Bob Toll tells a story of his early days as a “builder,” when Toll Brothers was a Philadelphia-area private home building company.
The story dates from when he was courting his wife to be, Jane, and showed up one evening after work to spend some time with her. A practical type, she’d gone out and bought interior half-shudders for all of the windows of her single story bungalow. Jane figured that, considering his livelihood, it would be a snap to install the accordion-style shudders on the dozen or so windows around the house.
Jane points to the tool box and says to him, “you start with this window, and I’ll start over here, and we’ll each work our way around the room and meet half-way on the other side.”

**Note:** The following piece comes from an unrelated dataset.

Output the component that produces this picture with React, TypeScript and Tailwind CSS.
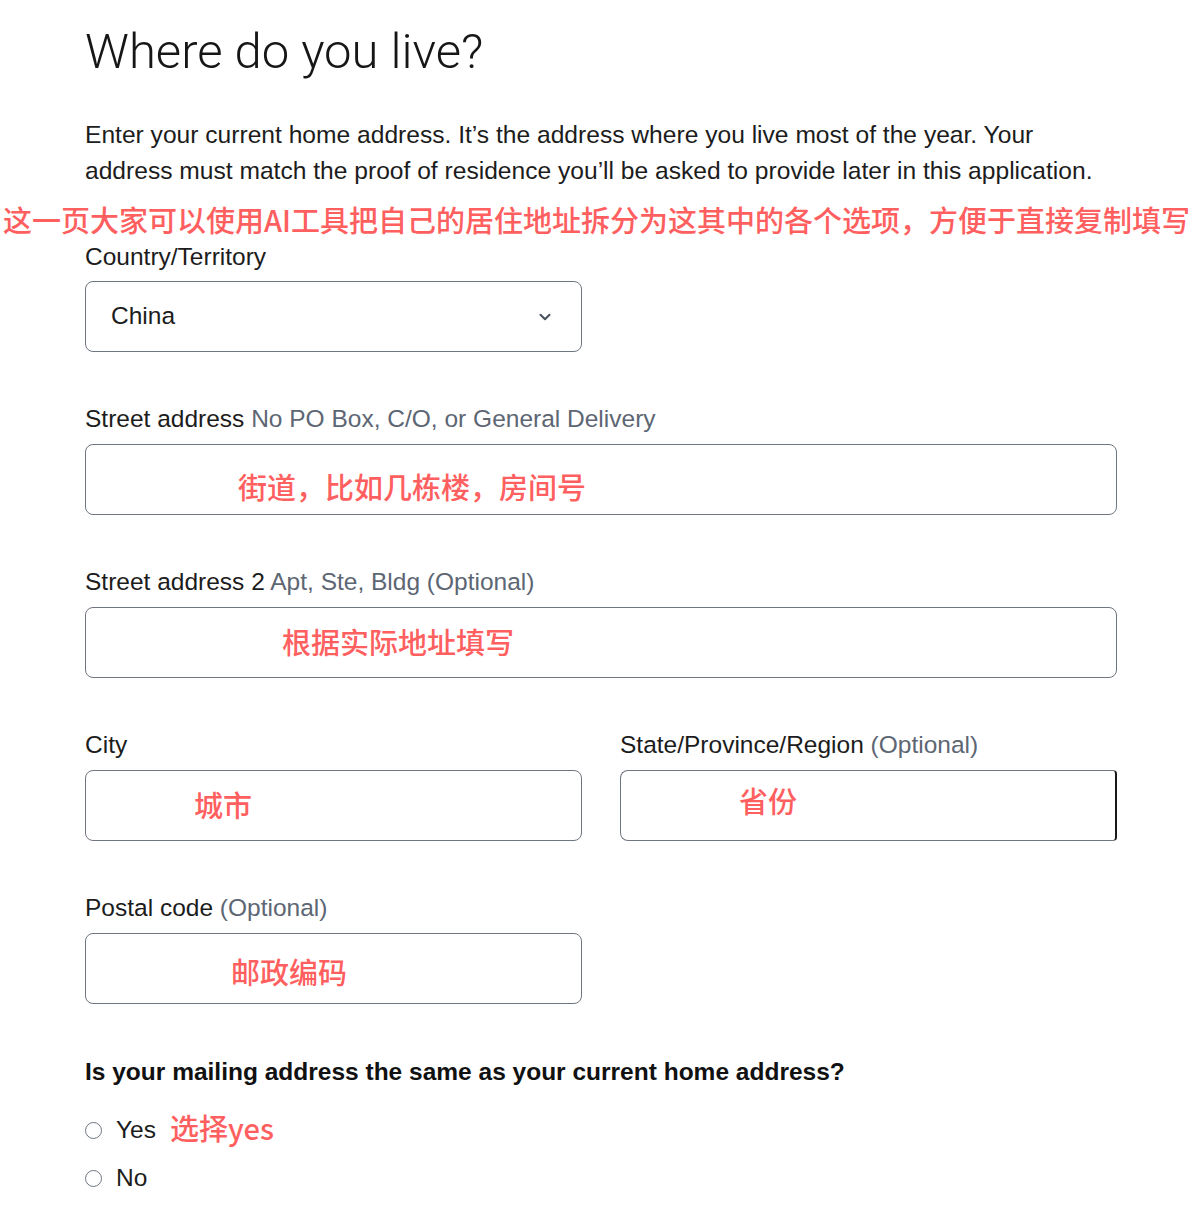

The smart thinking divide-and-conquer approach.
The two of them set to their respective tasks, and after a few hours, Bob’s fiancée reaches the point where she’s worked her way entirely around the house, and gets to the window where he’d started several hours earlier.

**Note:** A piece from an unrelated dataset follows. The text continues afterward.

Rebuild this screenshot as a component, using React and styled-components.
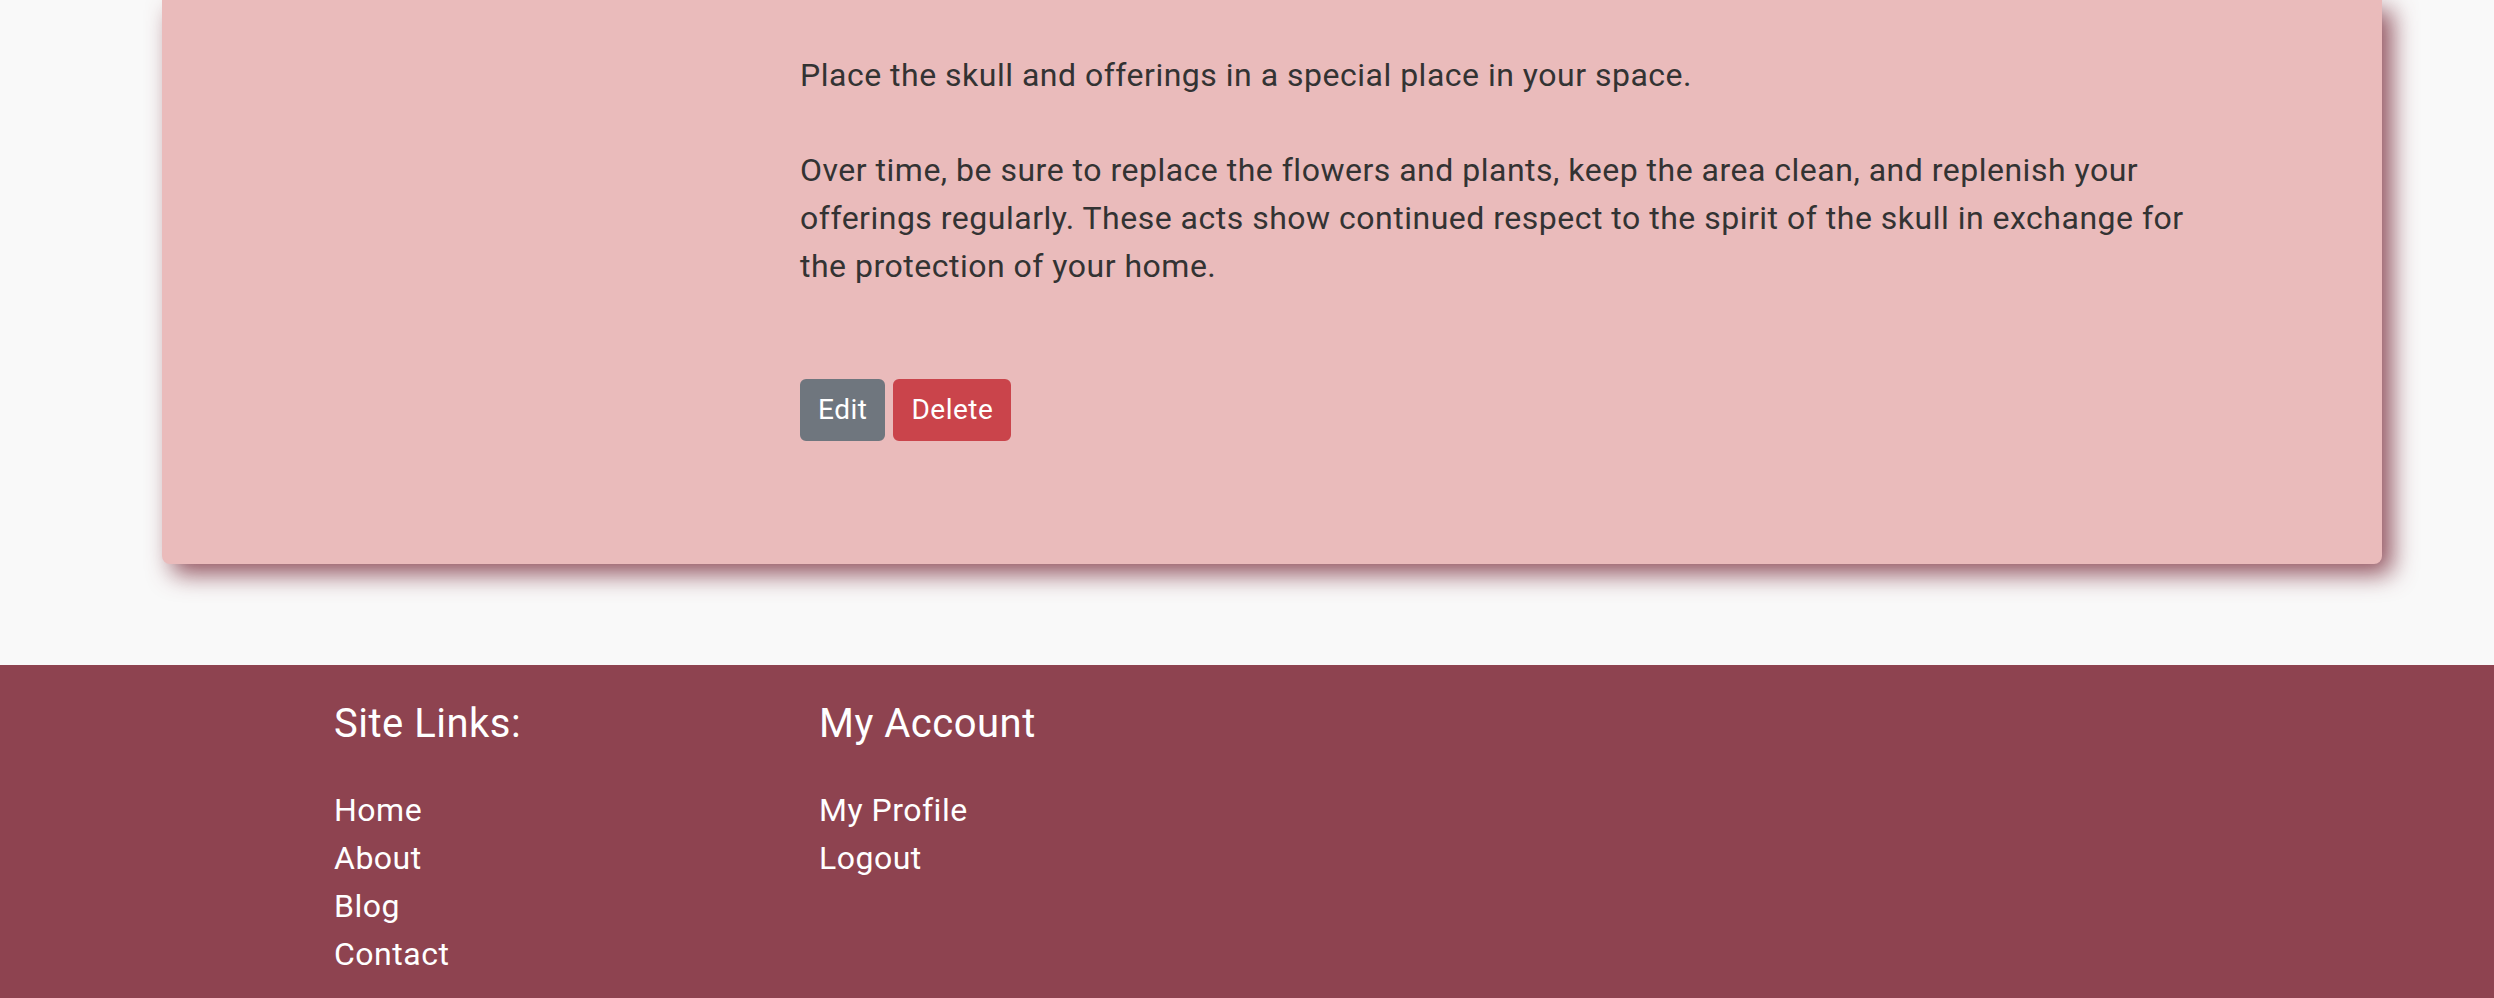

She says to him, “hey, what’s going on here?!?”
He gives her the Bob Toll shrug, and says, “You don’t understand, honey. You see, I don’t build with tools from a tool box. I build with the telephone.”
Mergers, morphings, failures, rescues, redemptions, resurrections, and resignations will characterize this rapidly changing business landscape for the next couple of years.
There may not be a lot of home building to do for a while, but that doesn’t mean there isn’t a lot to do.
The best trick will be to get folks who’ve adapted to wearing two or three hats to add one or two more.